Geekwear?

There are some news items about eyes on the frontiers of technology that caught my eye.  I suppose, like any pioneering outpost, some of these will be soon lost to history and some will flourish.

So consider Google Glass.  While it has been making headway, there are already many competitors, which you can read about here and here and here.

For more serious medical purposes, there is the eSight system, which does for your eyes what hearing aids can do for your ears.  The system modifies what its built-in camera sees so that it becomes clear enough and understandable enough for the low-vision, although not truly blind, user.  (Here’s a video explaining the eSight system.)  At nearly ten thousand dollars, of course, that user will also need some free cash or a generous health plan.

In what it describes as the next generation version of Google Glass, Neurowear makes products that read your mood and then adjust various things in your world, like the music you’ll hear.  Their Neurocam senses what you find interesting and only records bits of that.

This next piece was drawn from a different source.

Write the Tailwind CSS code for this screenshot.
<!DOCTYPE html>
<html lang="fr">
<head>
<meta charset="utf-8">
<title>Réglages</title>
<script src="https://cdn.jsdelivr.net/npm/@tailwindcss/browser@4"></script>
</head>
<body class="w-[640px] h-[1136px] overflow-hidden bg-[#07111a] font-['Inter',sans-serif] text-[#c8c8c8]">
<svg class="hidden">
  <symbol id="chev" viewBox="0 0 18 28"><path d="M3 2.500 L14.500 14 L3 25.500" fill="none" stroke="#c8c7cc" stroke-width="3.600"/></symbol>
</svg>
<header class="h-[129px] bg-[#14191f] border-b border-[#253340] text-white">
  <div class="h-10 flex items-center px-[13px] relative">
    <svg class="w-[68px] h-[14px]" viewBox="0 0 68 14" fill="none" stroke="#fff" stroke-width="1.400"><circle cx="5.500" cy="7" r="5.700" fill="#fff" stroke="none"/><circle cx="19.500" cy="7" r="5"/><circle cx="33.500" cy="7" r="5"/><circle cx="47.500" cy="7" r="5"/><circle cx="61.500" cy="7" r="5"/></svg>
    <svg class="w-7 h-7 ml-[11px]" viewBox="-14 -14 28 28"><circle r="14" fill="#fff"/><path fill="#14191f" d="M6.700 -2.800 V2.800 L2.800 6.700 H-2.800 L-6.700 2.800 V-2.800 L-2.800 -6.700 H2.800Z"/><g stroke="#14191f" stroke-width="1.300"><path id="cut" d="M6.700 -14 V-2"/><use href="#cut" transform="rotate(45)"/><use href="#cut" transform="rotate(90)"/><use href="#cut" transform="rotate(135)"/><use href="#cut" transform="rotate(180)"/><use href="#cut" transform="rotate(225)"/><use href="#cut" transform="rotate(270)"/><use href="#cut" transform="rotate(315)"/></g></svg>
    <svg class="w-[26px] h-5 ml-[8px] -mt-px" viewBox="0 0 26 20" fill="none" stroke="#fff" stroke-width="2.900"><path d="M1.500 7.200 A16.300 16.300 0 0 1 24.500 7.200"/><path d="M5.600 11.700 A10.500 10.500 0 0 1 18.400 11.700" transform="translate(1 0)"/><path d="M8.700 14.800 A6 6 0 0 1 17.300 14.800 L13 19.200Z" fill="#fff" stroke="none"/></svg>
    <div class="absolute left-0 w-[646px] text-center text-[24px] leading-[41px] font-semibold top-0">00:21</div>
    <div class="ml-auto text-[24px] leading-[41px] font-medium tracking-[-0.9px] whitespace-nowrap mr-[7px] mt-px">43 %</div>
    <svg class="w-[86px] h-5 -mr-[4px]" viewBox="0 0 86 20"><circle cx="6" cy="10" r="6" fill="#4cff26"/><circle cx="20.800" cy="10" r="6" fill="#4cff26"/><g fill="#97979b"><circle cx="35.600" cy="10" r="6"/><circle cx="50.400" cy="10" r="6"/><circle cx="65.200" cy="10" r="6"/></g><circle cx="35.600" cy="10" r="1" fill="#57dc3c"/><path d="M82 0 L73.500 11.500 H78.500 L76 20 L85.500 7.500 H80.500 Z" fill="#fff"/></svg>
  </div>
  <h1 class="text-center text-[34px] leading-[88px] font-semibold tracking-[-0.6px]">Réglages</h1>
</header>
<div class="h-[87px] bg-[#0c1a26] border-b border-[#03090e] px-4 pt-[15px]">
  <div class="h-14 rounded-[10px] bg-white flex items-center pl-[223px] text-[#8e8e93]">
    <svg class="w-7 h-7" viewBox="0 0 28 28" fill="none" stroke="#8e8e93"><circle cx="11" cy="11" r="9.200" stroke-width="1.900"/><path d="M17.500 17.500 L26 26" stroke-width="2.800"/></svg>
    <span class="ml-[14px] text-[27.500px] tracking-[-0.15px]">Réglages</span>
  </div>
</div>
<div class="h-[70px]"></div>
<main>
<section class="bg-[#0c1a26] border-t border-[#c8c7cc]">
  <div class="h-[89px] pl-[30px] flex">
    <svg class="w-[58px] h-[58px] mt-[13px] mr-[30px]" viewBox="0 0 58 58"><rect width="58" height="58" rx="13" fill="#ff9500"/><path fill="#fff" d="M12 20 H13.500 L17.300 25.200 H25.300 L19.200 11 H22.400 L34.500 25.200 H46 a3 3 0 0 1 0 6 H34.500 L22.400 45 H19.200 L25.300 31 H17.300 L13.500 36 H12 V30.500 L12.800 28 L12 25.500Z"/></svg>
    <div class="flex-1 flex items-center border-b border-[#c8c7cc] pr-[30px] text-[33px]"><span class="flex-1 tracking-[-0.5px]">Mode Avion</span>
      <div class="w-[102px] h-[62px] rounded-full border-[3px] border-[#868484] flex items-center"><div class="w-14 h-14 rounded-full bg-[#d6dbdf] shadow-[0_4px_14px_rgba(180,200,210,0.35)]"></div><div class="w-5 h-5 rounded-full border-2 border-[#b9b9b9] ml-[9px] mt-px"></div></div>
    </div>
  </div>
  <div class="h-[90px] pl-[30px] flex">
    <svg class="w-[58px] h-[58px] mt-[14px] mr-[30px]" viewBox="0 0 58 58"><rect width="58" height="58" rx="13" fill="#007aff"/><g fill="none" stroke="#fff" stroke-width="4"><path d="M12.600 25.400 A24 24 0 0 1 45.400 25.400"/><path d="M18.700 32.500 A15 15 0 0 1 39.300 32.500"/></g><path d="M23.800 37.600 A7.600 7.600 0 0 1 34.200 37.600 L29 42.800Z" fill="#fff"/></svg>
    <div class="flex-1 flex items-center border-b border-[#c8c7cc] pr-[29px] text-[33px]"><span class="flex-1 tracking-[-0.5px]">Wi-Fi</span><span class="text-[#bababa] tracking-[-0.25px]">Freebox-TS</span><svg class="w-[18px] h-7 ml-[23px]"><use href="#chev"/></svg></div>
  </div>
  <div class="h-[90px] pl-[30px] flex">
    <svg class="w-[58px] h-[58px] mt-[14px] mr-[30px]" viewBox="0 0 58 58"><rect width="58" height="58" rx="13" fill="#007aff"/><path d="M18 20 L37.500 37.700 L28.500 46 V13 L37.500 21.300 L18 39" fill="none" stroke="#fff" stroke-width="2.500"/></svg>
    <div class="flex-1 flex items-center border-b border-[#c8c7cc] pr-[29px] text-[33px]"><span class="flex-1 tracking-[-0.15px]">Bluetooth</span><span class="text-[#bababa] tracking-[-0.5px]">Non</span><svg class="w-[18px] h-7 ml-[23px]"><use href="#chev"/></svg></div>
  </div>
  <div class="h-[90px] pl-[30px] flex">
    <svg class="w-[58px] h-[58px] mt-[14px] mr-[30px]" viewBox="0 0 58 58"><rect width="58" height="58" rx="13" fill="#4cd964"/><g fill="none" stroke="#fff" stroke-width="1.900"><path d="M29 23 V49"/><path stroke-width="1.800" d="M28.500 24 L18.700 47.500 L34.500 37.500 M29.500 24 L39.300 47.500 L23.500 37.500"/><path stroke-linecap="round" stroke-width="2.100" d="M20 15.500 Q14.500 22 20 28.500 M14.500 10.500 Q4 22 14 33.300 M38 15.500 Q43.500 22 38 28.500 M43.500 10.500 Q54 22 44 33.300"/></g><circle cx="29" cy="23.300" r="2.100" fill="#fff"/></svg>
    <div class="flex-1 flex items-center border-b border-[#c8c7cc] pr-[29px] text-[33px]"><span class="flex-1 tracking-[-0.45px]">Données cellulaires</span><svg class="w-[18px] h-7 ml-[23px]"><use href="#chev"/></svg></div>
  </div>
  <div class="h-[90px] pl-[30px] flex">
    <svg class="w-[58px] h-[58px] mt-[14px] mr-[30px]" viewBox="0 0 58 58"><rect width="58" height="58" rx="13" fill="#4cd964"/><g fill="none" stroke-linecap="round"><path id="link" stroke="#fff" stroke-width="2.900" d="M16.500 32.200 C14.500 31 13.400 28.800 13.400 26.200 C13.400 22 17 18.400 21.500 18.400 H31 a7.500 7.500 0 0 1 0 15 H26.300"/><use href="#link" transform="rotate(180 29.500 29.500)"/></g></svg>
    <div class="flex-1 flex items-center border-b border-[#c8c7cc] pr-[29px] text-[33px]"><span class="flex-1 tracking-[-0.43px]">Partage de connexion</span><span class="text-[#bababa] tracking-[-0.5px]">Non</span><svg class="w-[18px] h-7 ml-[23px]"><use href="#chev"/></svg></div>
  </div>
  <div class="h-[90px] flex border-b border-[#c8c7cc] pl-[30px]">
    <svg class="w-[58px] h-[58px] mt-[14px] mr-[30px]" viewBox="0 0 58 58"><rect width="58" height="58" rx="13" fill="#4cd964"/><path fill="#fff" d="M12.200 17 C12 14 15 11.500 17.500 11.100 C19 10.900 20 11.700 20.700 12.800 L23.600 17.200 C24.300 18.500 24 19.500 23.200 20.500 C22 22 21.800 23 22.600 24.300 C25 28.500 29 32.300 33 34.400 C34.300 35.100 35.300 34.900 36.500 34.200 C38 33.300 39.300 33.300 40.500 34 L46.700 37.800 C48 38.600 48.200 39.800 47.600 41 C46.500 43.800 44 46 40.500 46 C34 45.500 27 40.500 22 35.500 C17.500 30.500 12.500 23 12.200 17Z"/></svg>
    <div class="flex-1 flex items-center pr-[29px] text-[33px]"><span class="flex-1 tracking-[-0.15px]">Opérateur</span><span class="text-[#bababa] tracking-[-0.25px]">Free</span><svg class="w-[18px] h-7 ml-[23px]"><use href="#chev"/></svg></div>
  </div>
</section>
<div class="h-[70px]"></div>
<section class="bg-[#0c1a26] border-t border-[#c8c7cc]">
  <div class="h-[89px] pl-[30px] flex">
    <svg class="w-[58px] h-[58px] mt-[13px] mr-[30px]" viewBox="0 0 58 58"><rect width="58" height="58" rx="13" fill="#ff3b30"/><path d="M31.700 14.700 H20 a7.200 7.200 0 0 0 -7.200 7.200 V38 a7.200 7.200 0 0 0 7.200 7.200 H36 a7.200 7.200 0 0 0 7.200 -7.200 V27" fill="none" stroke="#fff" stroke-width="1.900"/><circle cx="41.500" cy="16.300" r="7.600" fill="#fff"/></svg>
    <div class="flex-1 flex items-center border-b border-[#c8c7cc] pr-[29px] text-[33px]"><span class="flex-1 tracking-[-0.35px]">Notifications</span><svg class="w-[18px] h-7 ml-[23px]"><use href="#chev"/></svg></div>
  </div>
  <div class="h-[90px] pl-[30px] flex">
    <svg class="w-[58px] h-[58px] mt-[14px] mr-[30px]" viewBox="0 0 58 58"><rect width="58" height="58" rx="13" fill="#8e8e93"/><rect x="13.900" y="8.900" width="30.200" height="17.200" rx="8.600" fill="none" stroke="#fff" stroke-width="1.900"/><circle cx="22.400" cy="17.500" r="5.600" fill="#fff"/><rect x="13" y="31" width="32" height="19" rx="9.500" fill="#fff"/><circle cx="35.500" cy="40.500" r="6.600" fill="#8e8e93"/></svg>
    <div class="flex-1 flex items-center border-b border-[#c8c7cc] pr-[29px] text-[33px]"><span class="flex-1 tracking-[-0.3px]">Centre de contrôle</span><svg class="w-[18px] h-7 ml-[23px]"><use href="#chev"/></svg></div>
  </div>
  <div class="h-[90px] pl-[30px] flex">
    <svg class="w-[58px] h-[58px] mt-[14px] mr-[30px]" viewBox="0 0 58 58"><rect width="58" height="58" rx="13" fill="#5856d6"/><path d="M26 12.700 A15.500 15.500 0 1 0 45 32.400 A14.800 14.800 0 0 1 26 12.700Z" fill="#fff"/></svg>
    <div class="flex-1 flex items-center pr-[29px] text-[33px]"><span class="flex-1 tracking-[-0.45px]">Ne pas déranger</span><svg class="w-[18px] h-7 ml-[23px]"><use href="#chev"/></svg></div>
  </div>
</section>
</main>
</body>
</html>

There’s a video at http://youtu.be/CDgkX-JY_wM  My guess is that this will have to be shrunk in size before anyone but flamboyant geeks would wear it, but who knows – Google may make geekwear fashionable.

But in case people feel awkward wearing geekwear, perhaps they just need to wait a few years.  A team led by scientists at the University of Washington have been developing a contact lens that is wirelessly connected to the Internet and has a built-in display.  It’s being developed and tested on rabbits since there will be a big hurdle getting approvals to use this on humans, but something less obvious than glasses is bound to being created sooner or later.